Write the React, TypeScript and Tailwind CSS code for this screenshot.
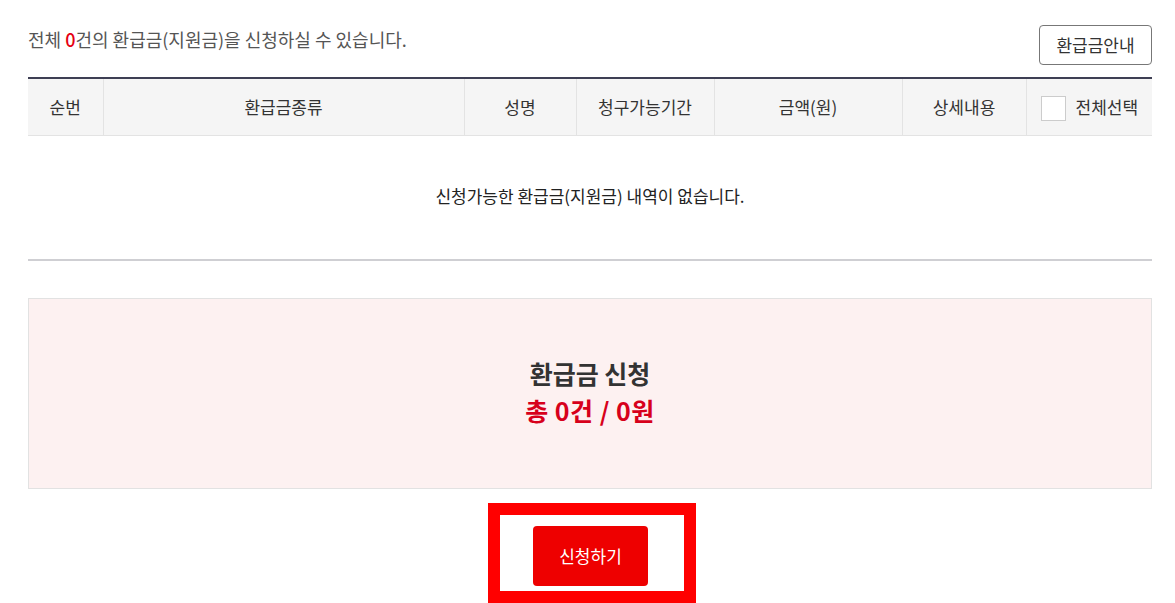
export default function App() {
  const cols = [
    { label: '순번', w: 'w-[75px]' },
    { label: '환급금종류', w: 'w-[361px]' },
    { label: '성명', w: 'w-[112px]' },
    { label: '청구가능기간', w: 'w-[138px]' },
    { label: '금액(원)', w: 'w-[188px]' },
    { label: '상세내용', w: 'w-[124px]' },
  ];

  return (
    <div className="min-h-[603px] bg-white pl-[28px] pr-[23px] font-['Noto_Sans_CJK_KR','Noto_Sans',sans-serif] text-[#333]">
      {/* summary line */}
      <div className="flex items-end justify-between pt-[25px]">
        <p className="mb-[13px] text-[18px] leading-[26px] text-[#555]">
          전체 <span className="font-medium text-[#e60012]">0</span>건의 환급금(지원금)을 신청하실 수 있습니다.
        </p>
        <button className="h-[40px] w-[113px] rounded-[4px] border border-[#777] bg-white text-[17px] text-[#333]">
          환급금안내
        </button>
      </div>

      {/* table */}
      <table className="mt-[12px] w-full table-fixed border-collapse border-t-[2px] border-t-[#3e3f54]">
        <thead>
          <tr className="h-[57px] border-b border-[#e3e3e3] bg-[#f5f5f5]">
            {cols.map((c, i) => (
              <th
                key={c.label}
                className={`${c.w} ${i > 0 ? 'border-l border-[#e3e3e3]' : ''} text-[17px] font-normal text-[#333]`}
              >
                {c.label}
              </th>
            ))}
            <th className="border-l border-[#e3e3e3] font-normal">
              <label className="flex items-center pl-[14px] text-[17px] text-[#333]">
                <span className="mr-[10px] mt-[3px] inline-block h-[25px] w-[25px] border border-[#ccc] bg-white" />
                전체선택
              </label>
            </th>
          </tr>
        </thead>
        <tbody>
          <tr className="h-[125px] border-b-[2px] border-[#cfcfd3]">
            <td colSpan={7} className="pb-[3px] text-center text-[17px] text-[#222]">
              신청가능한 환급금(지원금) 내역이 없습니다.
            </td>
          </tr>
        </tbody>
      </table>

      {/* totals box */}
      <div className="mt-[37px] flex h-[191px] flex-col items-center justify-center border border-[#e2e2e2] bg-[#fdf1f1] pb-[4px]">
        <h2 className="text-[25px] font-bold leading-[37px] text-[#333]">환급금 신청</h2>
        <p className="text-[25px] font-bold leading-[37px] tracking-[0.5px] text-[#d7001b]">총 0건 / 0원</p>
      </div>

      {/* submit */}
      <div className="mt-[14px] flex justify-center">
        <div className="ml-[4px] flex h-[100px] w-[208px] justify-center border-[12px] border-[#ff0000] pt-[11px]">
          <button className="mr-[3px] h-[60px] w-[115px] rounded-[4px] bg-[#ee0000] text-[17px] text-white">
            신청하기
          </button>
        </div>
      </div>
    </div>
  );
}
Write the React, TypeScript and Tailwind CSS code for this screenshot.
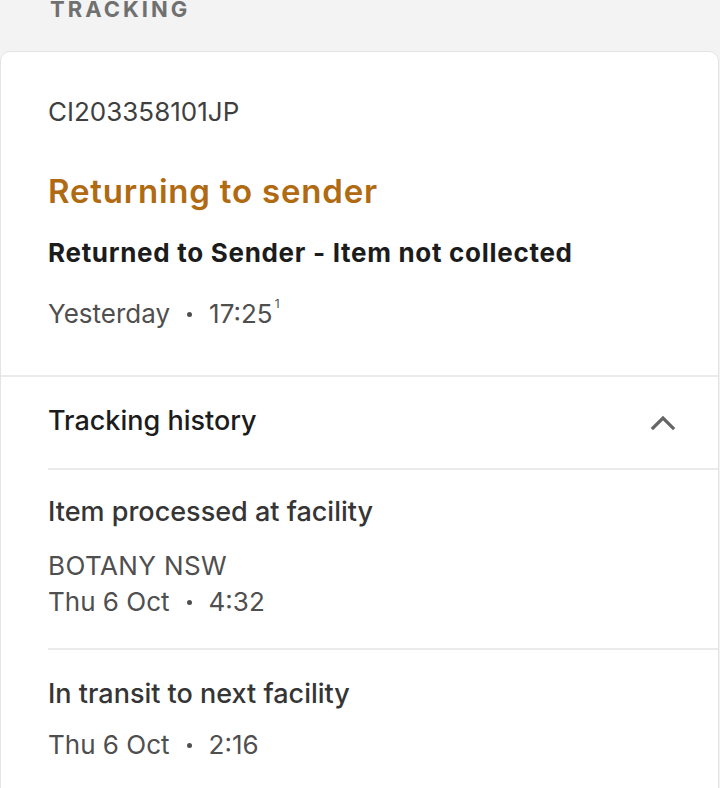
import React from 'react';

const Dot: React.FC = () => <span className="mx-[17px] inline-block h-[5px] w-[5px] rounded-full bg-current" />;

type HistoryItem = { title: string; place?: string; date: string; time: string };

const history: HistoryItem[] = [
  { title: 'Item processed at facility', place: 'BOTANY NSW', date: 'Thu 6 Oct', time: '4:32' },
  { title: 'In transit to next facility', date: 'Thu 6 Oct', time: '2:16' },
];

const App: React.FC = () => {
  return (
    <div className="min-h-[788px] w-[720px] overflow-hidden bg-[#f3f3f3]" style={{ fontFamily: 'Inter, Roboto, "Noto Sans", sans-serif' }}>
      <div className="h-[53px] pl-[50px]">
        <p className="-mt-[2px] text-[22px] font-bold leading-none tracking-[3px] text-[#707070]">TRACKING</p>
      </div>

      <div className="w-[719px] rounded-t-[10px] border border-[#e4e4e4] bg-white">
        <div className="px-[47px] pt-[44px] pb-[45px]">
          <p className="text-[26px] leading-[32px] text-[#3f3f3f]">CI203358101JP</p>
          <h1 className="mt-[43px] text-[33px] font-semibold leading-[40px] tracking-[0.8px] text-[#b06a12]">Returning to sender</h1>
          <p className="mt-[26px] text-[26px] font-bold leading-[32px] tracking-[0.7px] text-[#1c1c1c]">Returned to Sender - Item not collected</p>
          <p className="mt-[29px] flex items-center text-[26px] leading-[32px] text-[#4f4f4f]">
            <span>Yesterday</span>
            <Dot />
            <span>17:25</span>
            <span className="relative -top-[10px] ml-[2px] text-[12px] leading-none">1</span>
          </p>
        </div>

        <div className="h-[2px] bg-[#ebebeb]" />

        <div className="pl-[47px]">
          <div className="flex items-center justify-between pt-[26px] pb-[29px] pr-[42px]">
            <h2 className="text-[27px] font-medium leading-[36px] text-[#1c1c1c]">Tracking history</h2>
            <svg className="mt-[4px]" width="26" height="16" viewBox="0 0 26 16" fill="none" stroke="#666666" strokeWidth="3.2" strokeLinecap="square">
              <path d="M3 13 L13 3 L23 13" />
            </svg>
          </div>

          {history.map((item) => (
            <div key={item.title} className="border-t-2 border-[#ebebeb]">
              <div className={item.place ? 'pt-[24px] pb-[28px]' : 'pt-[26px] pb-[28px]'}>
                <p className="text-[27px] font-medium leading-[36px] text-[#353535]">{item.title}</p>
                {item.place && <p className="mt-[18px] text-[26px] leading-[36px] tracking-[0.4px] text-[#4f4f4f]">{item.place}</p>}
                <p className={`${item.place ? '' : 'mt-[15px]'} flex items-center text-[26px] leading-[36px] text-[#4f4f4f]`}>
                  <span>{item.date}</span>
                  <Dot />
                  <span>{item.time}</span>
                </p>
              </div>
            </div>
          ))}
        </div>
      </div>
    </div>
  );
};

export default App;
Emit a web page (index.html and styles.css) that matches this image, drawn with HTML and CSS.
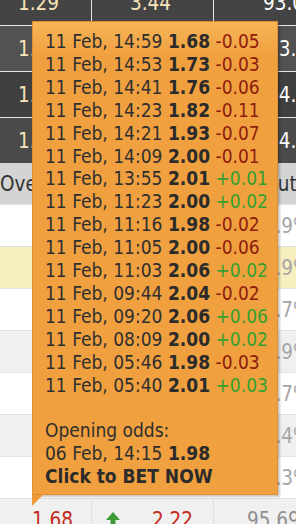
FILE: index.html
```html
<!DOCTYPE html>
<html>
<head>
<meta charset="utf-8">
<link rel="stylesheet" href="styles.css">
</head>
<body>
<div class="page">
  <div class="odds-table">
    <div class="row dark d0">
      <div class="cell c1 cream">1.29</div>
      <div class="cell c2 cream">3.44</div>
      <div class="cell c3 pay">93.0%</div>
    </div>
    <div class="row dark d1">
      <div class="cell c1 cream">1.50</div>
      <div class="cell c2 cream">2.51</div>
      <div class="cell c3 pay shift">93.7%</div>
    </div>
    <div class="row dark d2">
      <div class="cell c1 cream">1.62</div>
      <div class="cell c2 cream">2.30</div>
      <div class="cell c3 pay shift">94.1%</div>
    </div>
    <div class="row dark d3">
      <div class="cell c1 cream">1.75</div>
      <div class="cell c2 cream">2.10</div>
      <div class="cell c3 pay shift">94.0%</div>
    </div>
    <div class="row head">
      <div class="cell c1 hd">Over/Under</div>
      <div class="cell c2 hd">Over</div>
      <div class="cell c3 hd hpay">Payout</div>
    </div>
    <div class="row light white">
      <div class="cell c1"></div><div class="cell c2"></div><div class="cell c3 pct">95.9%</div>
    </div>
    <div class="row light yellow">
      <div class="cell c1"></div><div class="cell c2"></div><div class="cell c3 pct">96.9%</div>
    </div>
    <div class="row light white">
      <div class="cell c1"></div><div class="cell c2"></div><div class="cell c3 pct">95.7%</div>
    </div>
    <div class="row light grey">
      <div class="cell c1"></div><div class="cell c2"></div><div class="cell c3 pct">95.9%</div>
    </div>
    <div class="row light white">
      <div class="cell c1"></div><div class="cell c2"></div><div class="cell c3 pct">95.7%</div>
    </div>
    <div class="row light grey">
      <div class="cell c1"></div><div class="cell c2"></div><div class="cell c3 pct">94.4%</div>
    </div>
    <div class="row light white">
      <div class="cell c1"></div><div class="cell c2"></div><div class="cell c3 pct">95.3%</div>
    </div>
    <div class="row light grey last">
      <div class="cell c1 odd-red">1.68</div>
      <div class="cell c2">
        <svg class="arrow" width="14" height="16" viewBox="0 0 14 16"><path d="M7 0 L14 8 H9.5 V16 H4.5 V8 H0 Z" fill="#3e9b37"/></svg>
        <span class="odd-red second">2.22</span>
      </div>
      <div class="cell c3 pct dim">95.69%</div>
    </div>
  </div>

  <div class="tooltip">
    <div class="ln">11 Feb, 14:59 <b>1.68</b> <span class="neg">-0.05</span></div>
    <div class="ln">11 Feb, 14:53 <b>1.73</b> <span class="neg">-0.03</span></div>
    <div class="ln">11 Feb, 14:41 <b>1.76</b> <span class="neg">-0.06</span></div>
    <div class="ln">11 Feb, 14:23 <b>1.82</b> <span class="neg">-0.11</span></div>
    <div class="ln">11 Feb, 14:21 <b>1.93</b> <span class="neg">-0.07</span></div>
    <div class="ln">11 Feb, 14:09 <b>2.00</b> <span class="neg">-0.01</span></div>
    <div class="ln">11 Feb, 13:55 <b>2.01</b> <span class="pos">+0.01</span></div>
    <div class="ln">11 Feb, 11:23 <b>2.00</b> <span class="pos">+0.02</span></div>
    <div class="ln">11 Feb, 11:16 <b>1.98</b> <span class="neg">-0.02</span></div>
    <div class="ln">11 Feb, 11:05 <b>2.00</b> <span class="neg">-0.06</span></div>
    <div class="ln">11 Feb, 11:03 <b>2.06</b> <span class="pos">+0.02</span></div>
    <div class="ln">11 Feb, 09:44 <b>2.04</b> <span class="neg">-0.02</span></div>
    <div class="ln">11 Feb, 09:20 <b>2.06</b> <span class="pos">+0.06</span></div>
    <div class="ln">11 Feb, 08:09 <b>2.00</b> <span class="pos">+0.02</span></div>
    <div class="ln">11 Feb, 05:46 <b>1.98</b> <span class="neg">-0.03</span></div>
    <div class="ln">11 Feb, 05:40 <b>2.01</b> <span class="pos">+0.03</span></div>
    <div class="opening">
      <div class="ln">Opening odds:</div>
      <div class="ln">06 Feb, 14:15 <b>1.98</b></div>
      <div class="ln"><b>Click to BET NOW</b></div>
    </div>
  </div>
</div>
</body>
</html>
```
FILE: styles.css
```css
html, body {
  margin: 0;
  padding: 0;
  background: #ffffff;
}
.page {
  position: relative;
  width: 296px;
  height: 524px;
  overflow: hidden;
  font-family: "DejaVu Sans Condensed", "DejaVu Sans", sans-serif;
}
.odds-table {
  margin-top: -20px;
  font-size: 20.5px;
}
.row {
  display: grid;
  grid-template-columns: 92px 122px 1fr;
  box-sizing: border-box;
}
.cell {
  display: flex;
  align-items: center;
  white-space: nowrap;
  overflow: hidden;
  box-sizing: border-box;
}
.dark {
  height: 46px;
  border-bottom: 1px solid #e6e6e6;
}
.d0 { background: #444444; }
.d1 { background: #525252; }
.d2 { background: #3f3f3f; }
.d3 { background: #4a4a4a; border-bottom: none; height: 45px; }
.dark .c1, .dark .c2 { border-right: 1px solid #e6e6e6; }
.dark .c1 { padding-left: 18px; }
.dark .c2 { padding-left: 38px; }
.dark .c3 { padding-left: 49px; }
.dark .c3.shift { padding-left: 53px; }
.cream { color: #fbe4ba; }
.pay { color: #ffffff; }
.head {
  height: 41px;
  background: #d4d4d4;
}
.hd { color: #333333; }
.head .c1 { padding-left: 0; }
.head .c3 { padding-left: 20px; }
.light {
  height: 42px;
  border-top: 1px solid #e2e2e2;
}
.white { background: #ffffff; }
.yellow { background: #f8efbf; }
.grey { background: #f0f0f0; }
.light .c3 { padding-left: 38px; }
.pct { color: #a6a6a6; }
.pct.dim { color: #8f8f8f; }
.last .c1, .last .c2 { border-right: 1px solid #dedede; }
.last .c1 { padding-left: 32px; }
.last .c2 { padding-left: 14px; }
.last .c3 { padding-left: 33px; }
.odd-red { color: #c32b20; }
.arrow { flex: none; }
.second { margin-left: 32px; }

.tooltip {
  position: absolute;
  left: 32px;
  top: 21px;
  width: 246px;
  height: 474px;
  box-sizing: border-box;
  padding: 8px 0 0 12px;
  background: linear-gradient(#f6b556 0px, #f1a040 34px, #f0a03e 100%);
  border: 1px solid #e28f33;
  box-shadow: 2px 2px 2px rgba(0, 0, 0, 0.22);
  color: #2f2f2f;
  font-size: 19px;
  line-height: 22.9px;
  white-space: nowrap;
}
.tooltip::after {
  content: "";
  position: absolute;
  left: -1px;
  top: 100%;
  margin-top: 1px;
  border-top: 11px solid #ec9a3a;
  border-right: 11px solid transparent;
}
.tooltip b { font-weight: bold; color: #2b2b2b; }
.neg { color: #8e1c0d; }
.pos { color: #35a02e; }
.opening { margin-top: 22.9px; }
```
------------------------------------
What you should do
State only how many lines in the material include "styles".

Written reply
3